The site’s managing director Stuart Glendinning adds: “It is unbelievable that five financial products can be the root of so much penalty pain.

“With so many default fees and charges in place, even the most astute consumer can fall foul.”

Mortgages are the worst offenders with a possible 51 different penalty charges, while current accounts have up to 27, credit cards have 19, loans 11 and savings accounts four.

That’s why it’s essential – particularly with mortgages where there are so many ways to get caught out – that you read every word of the small print before you sign on the dotted line.

Ambition that could put your home at risk

Friday, August 17th, 2007

Apparently sending a child to a fee-paying secondary school could cost as much as £140,000 – not the kind of money most people have lying around.

That’s why mortgage firm Charcol.co.uk is suggesting parents who long to see their little darlings enjoy a private education, but don’t have the income to finance it, should consider remortgaging to free up the cash.

Charcol says this is a better option than using credit cards, which is certainly true – although I can’t imagine many people would qualify for a card with a credit limit high enough to allow this kind of spending.

It maintains remortgaging is also better than other kinds of loans, but I’m not so sure about this.

The interest rate might be lower, but you will be repaying the money over a far longer period, making it more expensive in the long run.

Charcol’s Katie Tucker says: “For many parents it is likely that in the last few years the value of their house will have risen, and the value of their mortgage will have gone down.
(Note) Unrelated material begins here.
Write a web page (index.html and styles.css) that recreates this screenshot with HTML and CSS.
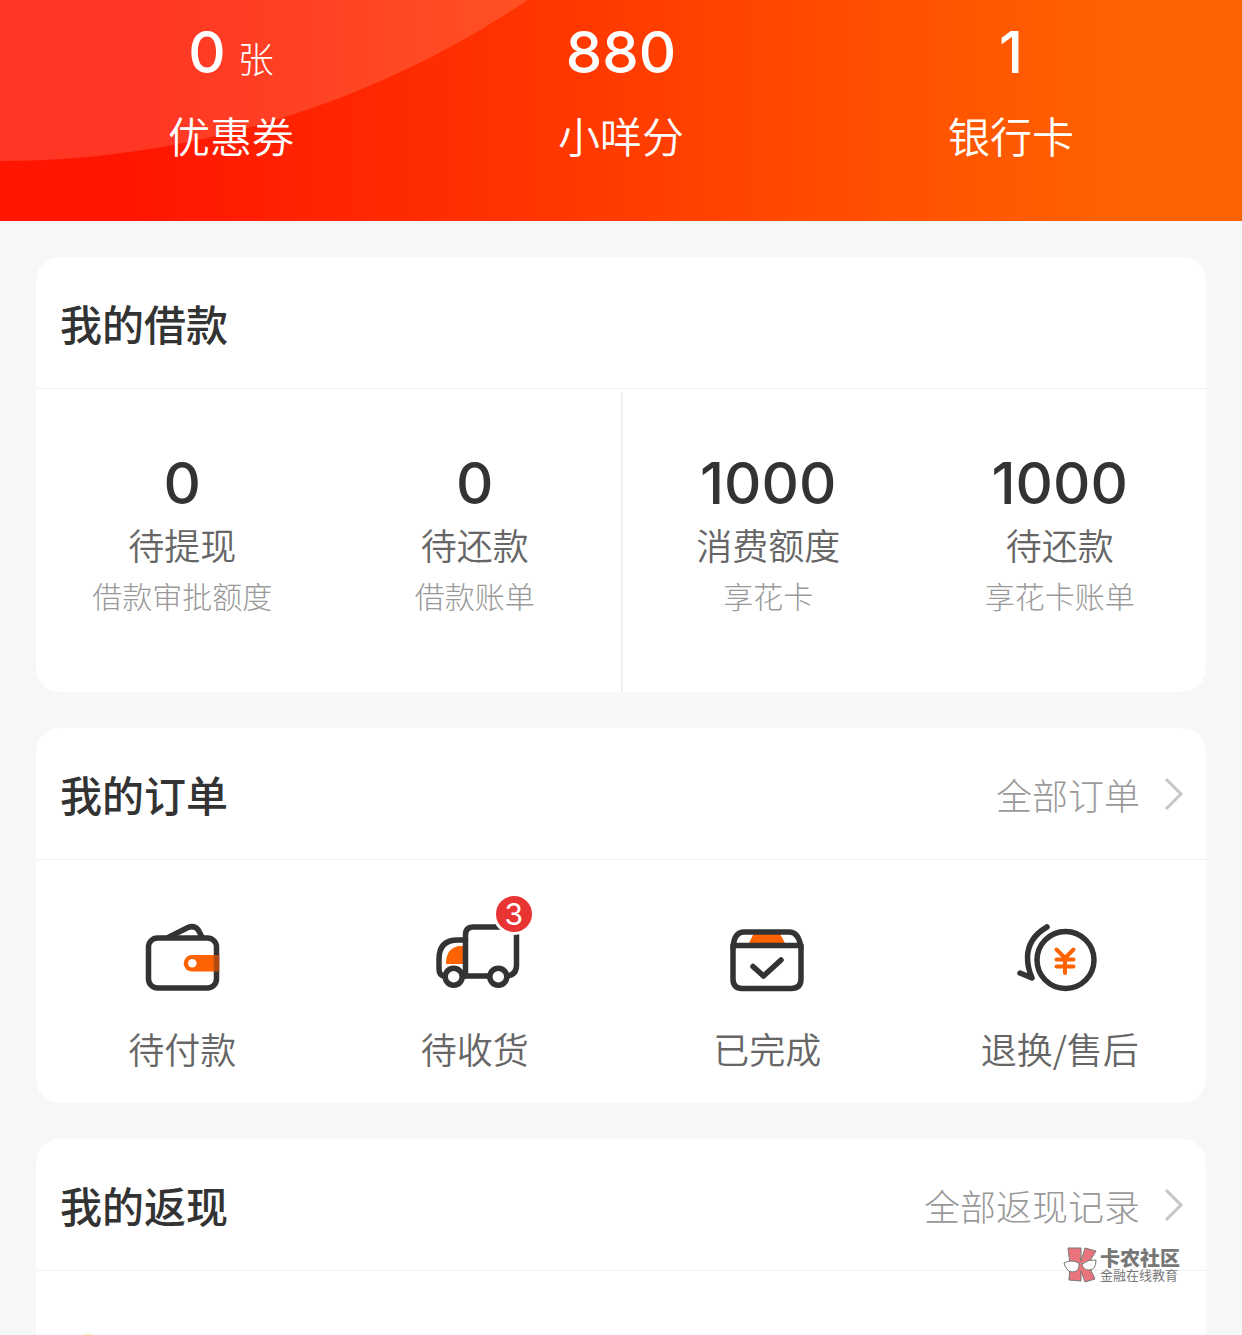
FILE: index.html
```html
<!DOCTYPE html>
<html lang="zh-CN">
  <head>
    <meta charset="UTF-8" />
    <title>我的</title>
    <meta name="viewport" content="width=device-width, initial-scale=1.0" />
    <link rel="stylesheet" href="styles.css">
  </head>
  <body>
    <header class="top">
      <svg class="top-arc" width="946" height="161" viewBox="0 0 946 161">
        <circle cx="0" cy="-785" r="946" fill="#fff" fill-opacity="0.14" />
      </svg>
      <a class="top-item" href="#">
        <span class="top-num">0<small>张</small></span>
        <span class="top-label">优惠券</span>
      </a>
      <a class="top-item" href="#">
        <span class="top-num">880</span>
        <span class="top-label">小咩分</span>
      </a>
      <a class="top-item" href="#">
        <span class="top-num">1</span>
        <span class="top-label">银行卡</span>
      </a>
    </header>

    <main class="content">
      <section class="card">
        <div class="card-head">
          <h2>我的借款</h2>
        </div>
        <div class="loan">
          <a class="loan-item" href="#">
            <span class="num">0</span>
            <span class="label">待提现</span>
            <span class="sub">借款审批额度</span>
          </a>
          <a class="loan-item" href="#">
            <span class="num">0</span>
            <span class="label">待还款</span>
            <span class="sub">借款账单</span>
          </a>
          <a class="loan-item split" href="#">
            <span class="num">1000</span>
            <span class="label">消费额度</span>
            <span class="sub">享花卡</span>
          </a>
          <a class="loan-item" href="#">
            <span class="num">1000</span>
            <span class="label">待还款</span>
            <span class="sub">享花卡账单</span>
          </a>
        </div>
      </section>

      <section class="card">
        <div class="card-head">
          <h2>我的订单</h2>
          <a class="more" href="#">
            全部订单
            <svg width="20" height="34" viewBox="0 0 20 34"><path d="M2 2l15 15L2 32" /></svg>
          </a>
        </div>
        <div class="orders">
          <a class="order-item" href="#">
            <svg class="icon" viewBox="0 0 90 90">
              <path d="M32 22L51 12.500Q57 10 61 14.500L65 22" />
              <rect x="11.500" y="23" width="68" height="50" rx="9" />
              <path class="fill" d="M77 40H55a8.300 8.300 0 0 0 0 16.600H77z" />
              <path class="edge" d="M79.500 40v16.600" />
              <circle class="hole" cx="55.300" cy="48.300" r="4.300" />
            </svg>
            <span class="label">待付款</span>
          </a>
          <a class="order-item" href="#">
            <span class="icon-box">
              <svg class="icon" viewBox="0 0 90 90">
                <path class="fill" d="M33 31H29Q16 33 16 49H33z" />
                <path d="M15 61Q9 61 9 54V44Q9 25 28 25H35.500" />
                <path d="M35.500 61V20Q35.500 12 43.500 12H79Q86.500 12 86.500 20V50Q86.500 60 77 61" />
                <path d="M32 61H60" />
                <circle class="wheel" cx="23.700" cy="61.700" r="8.500" />
                <circle class="wheel" cx="68.300" cy="61.700" r="8.500" />
              </svg>
              <span class="badge">3</span>
            </span>
            <span class="label">待收货</span>
          </a>
          <a class="order-item" href="#">
            <svg class="icon" viewBox="0 0 90 90">
              <path class="fill" d="M27 28L32 18H57.500L63 28z" />
              <path d="M11 33Q12 17 22 17H67Q77 17 79 33" />
              <path d="M11 30.500H79V64Q79 73.500 69 73.500H20Q11 73.500 11 64z" />
              <path d="M31 51.500L41.500 61L59 45" />
            </svg>
            <span class="label">已完成</span>
          </a>
          <a class="order-item" href="#">
            <svg class="icon" viewBox="0 0 90 90">
              <circle cx="50.500" cy="45" r="28.500" />
              <path d="M32 12Q13 23 12.500 42Q12.500 53 17 63L5 58" />
              <path class="yen" d="M41.500 34.500L50 43L58.500 34.500M41.500 44.500H58.500M41.500 51.500H58.500M50 43V58" />
            </svg>
            <span class="label">退换/售后</span>
          </a>
        </div>
      </section>

      <section class="card last">
        <div class="card-head">
          <h2>我的返现</h2>
          <a class="more" href="#">
            全部返现记录
            <svg width="20" height="34" viewBox="0 0 20 34"><path d="M2 2l15 15L2 32" /></svg>
          </a>
          <div class="mark">
            <svg width="34" height="36" viewBox="0 0 34 36">
              <path d="M5 1H18V14L22 1L33 4L25 17L32 32L22 35L18 24V34L6 33L7 17z" fill="#ea747b" stroke="#777" />
              <path d="M1 16Q8 12 16 16Q17 25 9 25Q3 24 1 16zM19 17Q26 12 33 13Q33 23 26 23Q20 23 19 17zM16 17Q17 15 19 17" fill="#fff" stroke="#777" />
            </svg>
            <div class="mark-text">
              <strong>卡农社区</strong>
              <span>金融在线教育</span>
            </div>
          </div>
        </div>
        <div class="cashback">
          <svg width="32" height="32" viewBox="0 0 32 32"><circle cx="16" cy="16" r="16" fill="#f9e9a0" /></svg>
        </div>
      </section>
    </main>
  </body>
</html>
```

FILE: styles.css
```css
* {
  box-sizing: border-box;
}

body {
  display: flex;
  flex-direction: column;
  height: 100vh;
  margin: 0;
  overflow: hidden;
  background: #f6f7f9;
  color: #333;
  font-family: "Noto Sans CJK SC", sans-serif;
  font-weight: 300;
}

a {
  color: inherit;
  text-decoration: none;
}

.top {
  position: relative;
  display: flex;
  flex-shrink: 0;
  padding: 22px 36px 58px;
  overflow: hidden;
  background: linear-gradient(90deg, #ff1500 10%, #ff6200 90%);
  color: #fff;
}

.top-arc {
  position: absolute;
  top: 0;
  left: 0;
}

.top-item {
  position: relative;
  flex: 1;
  display: flex;
  flex-direction: column;
  align-items: center;
  gap: 25px;
}

.top-num,
.num {
  font-family: Inter, "Noto Sans CJK SC", sans-serif;
  font-size: 58px;
  font-weight: 500;
  line-height: 60px;
}

.top-num {
  display: flex;
  align-items: baseline;
  gap: 12px;
  height: 60px;
}

.top-num small {
  font-size: 36px;
  font-weight: 300;
  line-height: 36px;
}

.top-label {
  font-size: 42px;
  font-weight: 350;
  line-height: 56px;
}

.content {
  flex: 1;
  display: flex;
  flex-direction: column;
  gap: 36px;
  min-height: 0;
  padding: 36px 36px 0;
}

.card {
  flex-shrink: 0;
  border-radius: 24px;
  background: #fff;
}

.card-head {
  position: relative;
  display: flex;
  align-items: center;
  justify-content: space-between;
  height: 132px;
  padding: 0 22px 0 24px;
  border-bottom: 1px solid #f0f0f0;
}

.card-head h2 {
  margin: 0;
  font-size: 42px;
  font-weight: 500;
}

.more {
  display: flex;
  align-items: center;
  gap: 24px;
  color: #999;
  font-size: 36px;
}

.more path {
  fill: none;
  stroke: #c4c6c9;
  stroke-width: 3;
}

.loan,
.orders {
  display: grid;
  grid-template-columns: repeat(4, 1fr);
}

.loan {
  padding-top: 3px;
}

.loan-item {
  display: flex;
  flex-direction: column;
  align-items: center;
  padding: 61px 0 77px;
}

.split {
  border-left: 2px solid #f0f0f0;
}

.label {
  color: #666;
  font-size: 36px;
  font-weight: 350;
  line-height: 48px;
}

.loan .label {
  margin: 7px 0;
}

.sub {
  color: #999;
  font-size: 30px;
  line-height: 40px;
}

.order-item {
  display: flex;
  flex-direction: column;
  align-items: center;
  gap: 19px;
  padding: 55px 0 31px;
}

.icon-box {
  position: relative;
  display: flex;
}

.icon {
  width: 90px;
  height: 90px;
  fill: none;
  stroke: #333;
  stroke-width: 5.5;
  stroke-linecap: round;
  stroke-linejoin: round;
}

.icon .fill {
  fill: #ff6200;
  stroke: none;
}

.icon .edge {
  stroke: #b04a10;
  stroke-linecap: butt;
}

.icon .hole {
  fill: #fff;
  stroke: none;
}

.icon .wheel {
  fill: #fff;
}

.icon .yen {
  stroke: #ff6200;
  stroke-width: 4;
}

.badge {
  position: absolute;
  top: -22px;
  right: -15px;
  width: 42px;
  height: 42px;
  border: 3px solid #fff;
  border-radius: 50%;
  background: #e93434;
  color: #fff;
  font-family: Inter, sans-serif;
  font-size: 30px;
  font-weight: 400;
  line-height: 36px;
  text-align: center;
}

.last {
  flex: 1;
  display: flex;
  flex-direction: column;
  min-height: 0;
  border-radius: 24px 24px 0 0;
}

.last .card-head {
  flex-shrink: 0;
}

.cashback {
  min-height: 0;
  padding: 63px 36px 0;
  overflow: hidden;
}

.mark {
  position: absolute;
  right: 26px;
  bottom: -13px;
  display: flex;
  align-items: center;
  gap: 3px;
  color: #777;
}

.mark-text {
  display: flex;
  flex-direction: column;
}

.mark-text strong {
  font-size: 20px;
  font-weight: 900;
  line-height: 20px;
}

.mark-text span {
  font-size: 13px;
  font-weight: 400;
  line-height: 14px;
}
```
This, therefore, presents an opportunity to increase their mortgage as a means of releasing the cash.”

She makes it sound so easy, but remortgaging to release cash can be a risky business.

The more you borrow against your home, the more you have to pay back – and the greater the likelihood you’ll end up in difficulties if your finances take a downturn.

If the worst comes to the worst, you could lose your home.

Is that a price worth paying for a few years of private education? I don’t think so.